#### Supplied information:
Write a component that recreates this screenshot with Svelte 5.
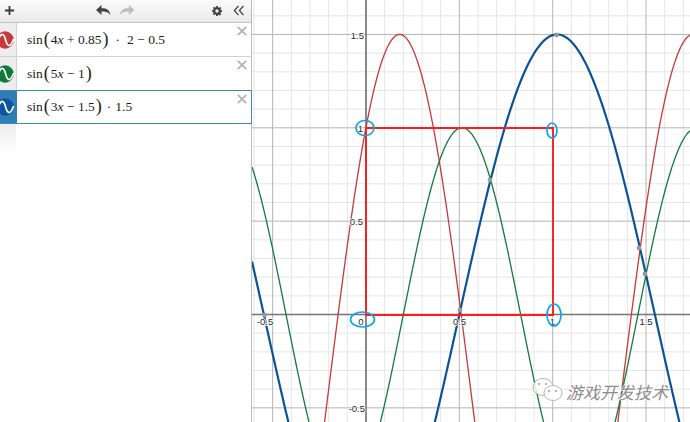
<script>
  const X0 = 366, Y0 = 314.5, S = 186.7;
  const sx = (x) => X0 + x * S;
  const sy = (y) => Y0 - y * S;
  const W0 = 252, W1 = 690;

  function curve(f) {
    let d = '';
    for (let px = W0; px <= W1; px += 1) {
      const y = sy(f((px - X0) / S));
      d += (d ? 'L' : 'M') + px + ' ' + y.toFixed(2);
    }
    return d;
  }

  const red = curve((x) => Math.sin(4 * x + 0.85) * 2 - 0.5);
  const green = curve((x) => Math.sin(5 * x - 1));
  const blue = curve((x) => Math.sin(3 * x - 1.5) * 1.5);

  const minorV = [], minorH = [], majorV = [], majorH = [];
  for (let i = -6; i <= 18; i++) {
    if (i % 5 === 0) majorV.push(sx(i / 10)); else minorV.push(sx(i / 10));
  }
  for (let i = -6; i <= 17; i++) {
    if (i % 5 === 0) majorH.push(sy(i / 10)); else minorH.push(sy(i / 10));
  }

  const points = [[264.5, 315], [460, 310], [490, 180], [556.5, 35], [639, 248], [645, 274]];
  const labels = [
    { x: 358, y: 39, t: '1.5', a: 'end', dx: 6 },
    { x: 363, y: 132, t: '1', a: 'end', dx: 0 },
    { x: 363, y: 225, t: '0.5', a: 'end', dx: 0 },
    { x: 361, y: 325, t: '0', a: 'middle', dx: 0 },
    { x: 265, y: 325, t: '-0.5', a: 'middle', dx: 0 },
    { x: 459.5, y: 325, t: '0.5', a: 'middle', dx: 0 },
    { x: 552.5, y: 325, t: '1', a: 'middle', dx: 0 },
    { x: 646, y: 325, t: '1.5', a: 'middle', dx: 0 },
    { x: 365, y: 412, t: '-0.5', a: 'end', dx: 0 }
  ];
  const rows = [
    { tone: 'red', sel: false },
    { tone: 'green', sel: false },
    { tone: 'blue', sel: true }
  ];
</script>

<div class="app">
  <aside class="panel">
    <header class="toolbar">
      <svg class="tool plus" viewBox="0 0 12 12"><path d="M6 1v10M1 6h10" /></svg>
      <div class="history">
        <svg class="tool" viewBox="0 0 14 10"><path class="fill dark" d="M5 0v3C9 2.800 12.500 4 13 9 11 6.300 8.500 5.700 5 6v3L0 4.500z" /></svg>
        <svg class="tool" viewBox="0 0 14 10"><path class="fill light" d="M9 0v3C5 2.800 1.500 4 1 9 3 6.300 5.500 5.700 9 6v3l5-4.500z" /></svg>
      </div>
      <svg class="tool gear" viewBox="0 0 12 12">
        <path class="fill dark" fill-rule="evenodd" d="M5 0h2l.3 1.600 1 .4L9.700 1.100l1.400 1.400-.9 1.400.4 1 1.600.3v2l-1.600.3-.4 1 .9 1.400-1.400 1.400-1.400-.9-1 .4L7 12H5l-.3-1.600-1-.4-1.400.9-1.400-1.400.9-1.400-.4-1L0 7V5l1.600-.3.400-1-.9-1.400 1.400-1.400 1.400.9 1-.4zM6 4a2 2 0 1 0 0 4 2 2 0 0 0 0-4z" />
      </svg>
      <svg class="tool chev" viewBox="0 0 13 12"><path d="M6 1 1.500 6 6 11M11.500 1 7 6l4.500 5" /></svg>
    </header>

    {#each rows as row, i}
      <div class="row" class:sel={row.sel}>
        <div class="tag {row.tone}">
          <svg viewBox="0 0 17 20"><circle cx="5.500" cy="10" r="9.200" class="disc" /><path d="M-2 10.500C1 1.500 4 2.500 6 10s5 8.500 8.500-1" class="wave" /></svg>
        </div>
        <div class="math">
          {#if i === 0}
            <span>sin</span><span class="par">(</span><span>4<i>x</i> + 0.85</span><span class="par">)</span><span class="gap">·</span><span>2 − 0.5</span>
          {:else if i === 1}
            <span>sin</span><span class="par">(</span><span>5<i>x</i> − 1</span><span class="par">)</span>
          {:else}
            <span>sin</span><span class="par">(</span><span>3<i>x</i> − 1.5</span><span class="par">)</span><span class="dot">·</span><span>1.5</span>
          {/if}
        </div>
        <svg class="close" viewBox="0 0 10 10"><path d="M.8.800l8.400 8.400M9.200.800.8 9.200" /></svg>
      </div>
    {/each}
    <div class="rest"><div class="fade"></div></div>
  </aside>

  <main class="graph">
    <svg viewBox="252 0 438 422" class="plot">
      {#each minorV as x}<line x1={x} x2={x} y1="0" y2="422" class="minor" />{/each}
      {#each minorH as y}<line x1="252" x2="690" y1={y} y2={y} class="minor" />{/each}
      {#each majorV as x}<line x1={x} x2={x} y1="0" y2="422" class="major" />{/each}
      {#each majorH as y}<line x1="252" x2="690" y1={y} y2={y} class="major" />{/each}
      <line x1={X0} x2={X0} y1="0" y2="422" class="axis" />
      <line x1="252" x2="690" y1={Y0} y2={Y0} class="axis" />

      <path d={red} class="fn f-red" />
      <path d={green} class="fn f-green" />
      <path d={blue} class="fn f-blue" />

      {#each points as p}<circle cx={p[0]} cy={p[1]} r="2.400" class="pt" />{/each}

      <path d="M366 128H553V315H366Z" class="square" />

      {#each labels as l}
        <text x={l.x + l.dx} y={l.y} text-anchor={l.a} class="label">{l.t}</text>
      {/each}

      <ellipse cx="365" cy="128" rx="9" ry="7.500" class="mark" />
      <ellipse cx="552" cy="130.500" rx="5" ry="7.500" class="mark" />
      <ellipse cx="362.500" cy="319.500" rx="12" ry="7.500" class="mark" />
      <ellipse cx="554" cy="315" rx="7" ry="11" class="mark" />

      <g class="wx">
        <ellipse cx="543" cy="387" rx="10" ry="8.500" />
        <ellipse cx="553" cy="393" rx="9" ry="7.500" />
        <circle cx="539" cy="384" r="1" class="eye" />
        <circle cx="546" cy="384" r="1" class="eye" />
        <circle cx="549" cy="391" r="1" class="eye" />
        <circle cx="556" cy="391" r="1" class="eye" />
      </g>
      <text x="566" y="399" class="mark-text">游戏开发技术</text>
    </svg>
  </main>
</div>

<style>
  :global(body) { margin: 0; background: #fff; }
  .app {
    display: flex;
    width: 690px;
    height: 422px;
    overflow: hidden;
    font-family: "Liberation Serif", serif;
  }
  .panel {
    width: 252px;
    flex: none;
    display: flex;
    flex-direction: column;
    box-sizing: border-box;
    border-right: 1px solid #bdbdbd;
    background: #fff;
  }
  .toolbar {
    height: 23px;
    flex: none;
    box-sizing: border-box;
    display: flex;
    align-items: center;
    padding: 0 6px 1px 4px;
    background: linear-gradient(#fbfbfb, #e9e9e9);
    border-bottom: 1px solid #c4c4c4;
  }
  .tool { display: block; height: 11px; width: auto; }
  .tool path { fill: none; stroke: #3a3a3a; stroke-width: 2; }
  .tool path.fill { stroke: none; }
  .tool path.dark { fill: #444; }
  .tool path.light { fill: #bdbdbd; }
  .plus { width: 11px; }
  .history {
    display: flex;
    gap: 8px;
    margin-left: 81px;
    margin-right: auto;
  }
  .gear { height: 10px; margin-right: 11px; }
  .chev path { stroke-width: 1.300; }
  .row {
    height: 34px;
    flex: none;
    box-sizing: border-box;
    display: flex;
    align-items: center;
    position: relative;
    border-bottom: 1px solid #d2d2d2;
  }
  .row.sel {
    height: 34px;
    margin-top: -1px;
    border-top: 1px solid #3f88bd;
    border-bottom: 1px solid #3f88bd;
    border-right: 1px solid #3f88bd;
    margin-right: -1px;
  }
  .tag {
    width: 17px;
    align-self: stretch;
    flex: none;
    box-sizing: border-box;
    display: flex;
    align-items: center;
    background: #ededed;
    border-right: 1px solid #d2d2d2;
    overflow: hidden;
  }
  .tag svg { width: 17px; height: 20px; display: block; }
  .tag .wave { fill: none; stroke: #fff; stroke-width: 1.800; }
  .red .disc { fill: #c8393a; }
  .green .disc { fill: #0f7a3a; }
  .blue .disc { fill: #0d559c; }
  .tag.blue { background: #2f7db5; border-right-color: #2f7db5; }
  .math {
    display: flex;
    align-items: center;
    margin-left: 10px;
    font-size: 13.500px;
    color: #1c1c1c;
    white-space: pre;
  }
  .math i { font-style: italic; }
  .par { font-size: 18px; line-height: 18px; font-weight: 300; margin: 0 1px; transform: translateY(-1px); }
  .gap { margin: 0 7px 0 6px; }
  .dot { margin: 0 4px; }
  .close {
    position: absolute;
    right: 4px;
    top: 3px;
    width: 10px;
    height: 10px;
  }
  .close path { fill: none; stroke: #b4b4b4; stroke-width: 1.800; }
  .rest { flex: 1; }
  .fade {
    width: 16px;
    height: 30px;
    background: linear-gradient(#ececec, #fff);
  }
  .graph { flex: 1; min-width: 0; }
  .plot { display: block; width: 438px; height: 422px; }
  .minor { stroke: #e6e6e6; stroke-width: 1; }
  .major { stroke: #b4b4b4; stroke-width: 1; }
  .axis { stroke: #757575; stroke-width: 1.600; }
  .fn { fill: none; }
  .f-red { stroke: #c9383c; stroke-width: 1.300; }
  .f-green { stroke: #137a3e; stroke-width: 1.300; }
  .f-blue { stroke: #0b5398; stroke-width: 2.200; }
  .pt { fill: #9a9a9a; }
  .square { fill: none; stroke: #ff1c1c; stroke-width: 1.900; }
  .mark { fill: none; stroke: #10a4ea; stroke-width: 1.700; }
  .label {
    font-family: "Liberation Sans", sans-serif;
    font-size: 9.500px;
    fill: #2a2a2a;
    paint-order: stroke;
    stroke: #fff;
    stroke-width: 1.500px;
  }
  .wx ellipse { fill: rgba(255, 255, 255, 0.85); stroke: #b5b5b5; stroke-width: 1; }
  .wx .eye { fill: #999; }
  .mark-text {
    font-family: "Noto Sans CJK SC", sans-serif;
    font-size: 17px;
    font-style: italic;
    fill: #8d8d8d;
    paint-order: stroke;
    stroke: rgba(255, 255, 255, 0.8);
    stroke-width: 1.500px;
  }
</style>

#### Instruction:
Without any pictures, reproduce the lines from the first one in the material through the line that has "const W0 = 252, W1 = 690;", exactly as they appear.

#### Solution to the problem:
Write a component that recreates this screenshot with Svelte 5.
<script>
  const X0 = 366, Y0 = 314.5, S = 186.7;
  const sx = (x) => X0 + x * S;
  const sy = (y) => Y0 - y * S;
  const W0 = 252, W1 = 690;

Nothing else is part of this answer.